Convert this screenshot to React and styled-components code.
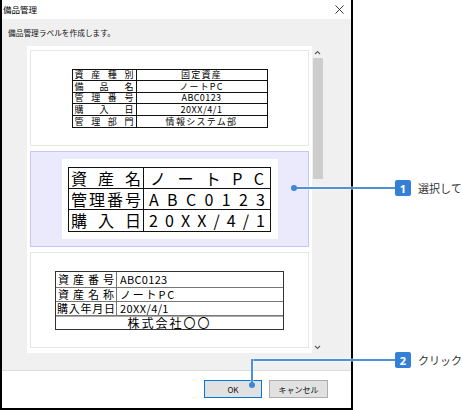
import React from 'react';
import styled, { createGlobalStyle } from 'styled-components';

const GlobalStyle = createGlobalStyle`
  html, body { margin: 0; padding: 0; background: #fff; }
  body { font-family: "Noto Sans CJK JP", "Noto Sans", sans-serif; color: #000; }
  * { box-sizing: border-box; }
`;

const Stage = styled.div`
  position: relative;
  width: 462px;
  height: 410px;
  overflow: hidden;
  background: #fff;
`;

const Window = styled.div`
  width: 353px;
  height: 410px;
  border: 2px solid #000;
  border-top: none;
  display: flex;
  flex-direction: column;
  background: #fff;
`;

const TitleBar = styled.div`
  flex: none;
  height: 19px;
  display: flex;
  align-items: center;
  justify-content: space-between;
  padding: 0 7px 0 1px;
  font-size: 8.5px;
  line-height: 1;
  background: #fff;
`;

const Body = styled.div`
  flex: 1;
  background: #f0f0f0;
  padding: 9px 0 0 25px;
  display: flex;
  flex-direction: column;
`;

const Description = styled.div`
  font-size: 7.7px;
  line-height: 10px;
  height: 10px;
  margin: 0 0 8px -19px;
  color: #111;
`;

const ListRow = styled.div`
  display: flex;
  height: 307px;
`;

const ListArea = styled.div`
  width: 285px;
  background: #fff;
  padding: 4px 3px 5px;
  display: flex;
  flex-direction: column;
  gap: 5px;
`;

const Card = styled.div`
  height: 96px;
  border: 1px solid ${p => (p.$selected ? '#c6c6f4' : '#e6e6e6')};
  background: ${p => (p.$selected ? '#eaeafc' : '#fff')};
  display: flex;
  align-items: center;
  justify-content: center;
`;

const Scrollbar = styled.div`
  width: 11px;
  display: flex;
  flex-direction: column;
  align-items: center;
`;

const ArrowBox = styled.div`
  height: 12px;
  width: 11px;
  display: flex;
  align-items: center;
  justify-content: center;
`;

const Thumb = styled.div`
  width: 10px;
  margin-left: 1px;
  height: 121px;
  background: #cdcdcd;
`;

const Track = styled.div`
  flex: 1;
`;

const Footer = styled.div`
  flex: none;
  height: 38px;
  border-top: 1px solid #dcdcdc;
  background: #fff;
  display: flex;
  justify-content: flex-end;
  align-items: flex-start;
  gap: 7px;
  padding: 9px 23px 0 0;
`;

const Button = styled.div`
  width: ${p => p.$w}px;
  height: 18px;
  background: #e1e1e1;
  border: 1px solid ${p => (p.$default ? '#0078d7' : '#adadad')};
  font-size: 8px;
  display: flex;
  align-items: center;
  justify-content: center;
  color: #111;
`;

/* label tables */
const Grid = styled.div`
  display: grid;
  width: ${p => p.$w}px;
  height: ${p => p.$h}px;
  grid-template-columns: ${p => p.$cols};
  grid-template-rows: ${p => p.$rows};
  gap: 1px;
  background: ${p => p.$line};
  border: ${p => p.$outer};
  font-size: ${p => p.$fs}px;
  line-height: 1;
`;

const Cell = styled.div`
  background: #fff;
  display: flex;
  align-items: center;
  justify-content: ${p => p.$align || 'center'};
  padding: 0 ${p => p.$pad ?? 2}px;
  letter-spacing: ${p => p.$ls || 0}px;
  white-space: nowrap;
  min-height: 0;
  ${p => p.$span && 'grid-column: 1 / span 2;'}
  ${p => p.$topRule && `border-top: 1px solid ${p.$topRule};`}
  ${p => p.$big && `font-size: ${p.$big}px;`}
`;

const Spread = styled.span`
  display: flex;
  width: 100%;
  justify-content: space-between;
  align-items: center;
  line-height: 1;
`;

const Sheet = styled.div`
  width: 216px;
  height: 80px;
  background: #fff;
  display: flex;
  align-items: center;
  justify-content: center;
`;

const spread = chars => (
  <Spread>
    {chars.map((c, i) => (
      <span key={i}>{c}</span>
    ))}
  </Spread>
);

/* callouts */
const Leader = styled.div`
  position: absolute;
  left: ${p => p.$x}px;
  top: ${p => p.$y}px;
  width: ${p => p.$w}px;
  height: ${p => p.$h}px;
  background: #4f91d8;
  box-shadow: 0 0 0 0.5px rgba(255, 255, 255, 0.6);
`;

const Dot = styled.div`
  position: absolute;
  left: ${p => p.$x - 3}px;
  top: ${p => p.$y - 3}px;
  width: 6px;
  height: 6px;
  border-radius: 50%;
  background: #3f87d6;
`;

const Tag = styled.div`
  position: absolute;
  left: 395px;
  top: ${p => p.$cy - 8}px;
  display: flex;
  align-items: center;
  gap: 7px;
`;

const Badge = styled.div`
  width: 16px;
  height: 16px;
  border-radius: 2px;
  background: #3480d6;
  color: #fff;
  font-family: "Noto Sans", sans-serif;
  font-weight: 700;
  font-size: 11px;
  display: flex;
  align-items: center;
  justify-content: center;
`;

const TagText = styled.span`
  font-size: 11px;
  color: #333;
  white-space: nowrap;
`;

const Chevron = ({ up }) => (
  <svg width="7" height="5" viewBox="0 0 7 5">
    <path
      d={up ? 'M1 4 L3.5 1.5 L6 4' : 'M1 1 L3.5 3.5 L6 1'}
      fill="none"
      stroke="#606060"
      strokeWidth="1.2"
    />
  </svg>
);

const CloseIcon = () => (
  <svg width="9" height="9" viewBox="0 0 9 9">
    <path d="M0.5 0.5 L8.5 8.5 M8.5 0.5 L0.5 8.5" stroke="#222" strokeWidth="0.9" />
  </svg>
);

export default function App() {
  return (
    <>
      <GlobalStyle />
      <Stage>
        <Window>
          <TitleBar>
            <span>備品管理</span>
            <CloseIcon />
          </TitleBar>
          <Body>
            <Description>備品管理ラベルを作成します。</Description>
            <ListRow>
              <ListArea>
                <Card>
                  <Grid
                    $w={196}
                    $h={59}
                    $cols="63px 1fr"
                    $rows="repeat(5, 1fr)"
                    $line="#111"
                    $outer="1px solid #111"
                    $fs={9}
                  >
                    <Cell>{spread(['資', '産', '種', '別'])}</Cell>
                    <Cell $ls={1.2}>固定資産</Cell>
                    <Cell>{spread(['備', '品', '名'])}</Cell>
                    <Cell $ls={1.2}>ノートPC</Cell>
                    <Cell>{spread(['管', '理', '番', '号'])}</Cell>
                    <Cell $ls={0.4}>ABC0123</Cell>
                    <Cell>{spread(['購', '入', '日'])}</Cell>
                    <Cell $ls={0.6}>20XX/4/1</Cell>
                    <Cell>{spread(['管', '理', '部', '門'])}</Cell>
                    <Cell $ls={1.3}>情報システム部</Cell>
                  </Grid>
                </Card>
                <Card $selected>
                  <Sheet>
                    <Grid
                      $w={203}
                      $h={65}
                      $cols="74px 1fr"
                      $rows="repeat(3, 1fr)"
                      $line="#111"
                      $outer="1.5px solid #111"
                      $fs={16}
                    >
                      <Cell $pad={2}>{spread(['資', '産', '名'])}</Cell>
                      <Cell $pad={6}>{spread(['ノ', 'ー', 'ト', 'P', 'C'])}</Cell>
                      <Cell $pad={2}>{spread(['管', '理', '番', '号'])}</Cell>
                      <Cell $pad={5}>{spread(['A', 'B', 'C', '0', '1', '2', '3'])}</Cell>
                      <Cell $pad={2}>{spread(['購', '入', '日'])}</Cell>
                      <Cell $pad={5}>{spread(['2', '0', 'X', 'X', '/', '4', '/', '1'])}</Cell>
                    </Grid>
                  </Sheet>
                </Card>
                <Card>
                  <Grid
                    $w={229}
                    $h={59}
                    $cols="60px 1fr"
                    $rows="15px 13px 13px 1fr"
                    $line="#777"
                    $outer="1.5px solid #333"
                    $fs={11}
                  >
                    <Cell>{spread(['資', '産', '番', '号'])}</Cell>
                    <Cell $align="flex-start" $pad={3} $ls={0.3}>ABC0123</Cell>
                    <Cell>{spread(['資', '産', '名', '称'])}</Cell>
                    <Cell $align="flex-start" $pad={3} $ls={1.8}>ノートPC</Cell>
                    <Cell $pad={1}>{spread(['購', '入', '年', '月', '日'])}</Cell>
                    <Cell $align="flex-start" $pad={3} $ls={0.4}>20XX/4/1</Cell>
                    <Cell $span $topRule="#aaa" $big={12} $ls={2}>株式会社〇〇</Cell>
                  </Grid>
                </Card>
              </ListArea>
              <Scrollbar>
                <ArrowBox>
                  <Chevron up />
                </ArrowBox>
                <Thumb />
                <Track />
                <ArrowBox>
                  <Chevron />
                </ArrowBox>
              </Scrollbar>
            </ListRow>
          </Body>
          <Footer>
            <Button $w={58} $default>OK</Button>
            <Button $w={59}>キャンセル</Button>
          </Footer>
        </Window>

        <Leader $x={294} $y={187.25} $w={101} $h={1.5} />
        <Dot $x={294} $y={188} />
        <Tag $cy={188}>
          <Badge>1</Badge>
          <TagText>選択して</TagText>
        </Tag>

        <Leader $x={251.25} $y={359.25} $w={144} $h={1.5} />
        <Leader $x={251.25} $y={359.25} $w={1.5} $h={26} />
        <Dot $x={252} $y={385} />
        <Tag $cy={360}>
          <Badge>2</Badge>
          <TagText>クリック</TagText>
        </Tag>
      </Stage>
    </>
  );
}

*What is needed*. Check each line above for the string "React" and show the ones that have it.

*Full output*.
Convert this screenshot to React and styled-components code.
import React from 'react';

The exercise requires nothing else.